Here’s a little more detail about how exception_handler does its job, particularly around __exit__ behaviour:

from sentry_sdk import capture_exception
from zmq.error import ContextTerminated
from . import threads
from .threads import die
from .zmq import Closable, try_close

class exception_handler(object):

    def __init__(self, closable: Closable = None, connect_url=None, socket_type=None, and_raise=True, close_on_exit=True, shutdown_on_error=False):
        self._closable = closable
        self._zmq_socket = None
        self._zmq_url = connect_url
        self._socket_type = socket_type
        self._and_raise = and_raise
        self._close_on_exit = close_on_exit
        self._shutdown_on_error = shutdown_on_error

    def __enter__(self):
        # ...

    def __exit__(self, exc_type, exc_val, tb):
        if self._close_on_exit or (exc_type and issubclass(exc_type, ContextTerminated)):
            if self._closable:
                self._closable.close()
            elif self._zmq_socket:
                try_close(self._zmq_socket)
        if exc_type is None:
            return True
        if issubclass(exc_type, ContextTerminated):
            # treat as non-critical
            return True
        elif issubclass(exc_type, ResourceWarning):
            # raised to indicate a fatal dependency error that
            # does not fill Sentry with exception regressions
            # or unhandled exceptions; used typically at startup
            log.warning(self.__class__.__name__, exc_info=True)
            if self._shutdown_on_error:
                die(exception=exc_type)
        elif issubclass(exc_type, Exception):
            if not threads.shutting_down:
                log.exception(self.__class__.__name__)
                capture_exception(error=(exc_type, exc_val, tb))
                if self._shutdown_on_error:
                    die(exception=exc_type)
            else:
                # log the exception as informational if in debug mode
                log.debug(self.__class__.__name__, exc_info=True)
        return not self._and_raise

When the context manager closes, the __exit__ method is called by the Python runtime.

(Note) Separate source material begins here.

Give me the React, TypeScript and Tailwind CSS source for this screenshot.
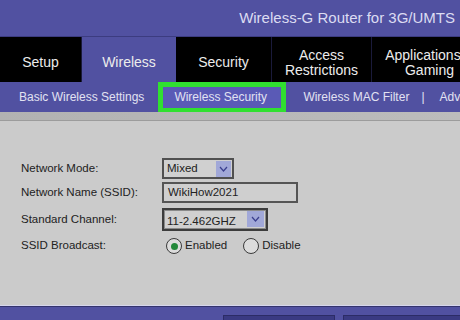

If there is a ZeroMQ socket or Closable associated with the context manager, an attempt is made to close it. If the context manager has no exception context, denoted by the exc_type parameter, then the context manager is exited with a return (True indicates that it will not be re-raised to the calling code). If there is an exception on exit:

a ZeroMQ ContextTerminated exception, which happens when a ZeroMQ socket operation is attempted after calling zmq.Context().term(), then this is treated as non-critical; handling it is pointless because the application is shutting down.
I abuse Python’s built-in ResourceWarning as a placeholder for an unrecoverable error (like dependency failure) that should trigger an application shutdown but without capturing an error in Sentry because there is nothing to debug in the application code. Of course, the dependency needs its own monitoring. I’ve found Uptime Kuma a good option for this.
For any (unhandled) Exception type, capture the error in Sentry if the application isn’t already shutting down. The die() method captures this to use in the exit code for the process.
Re-raise the exception if the context manager is used with the parameter and_raise is set to True.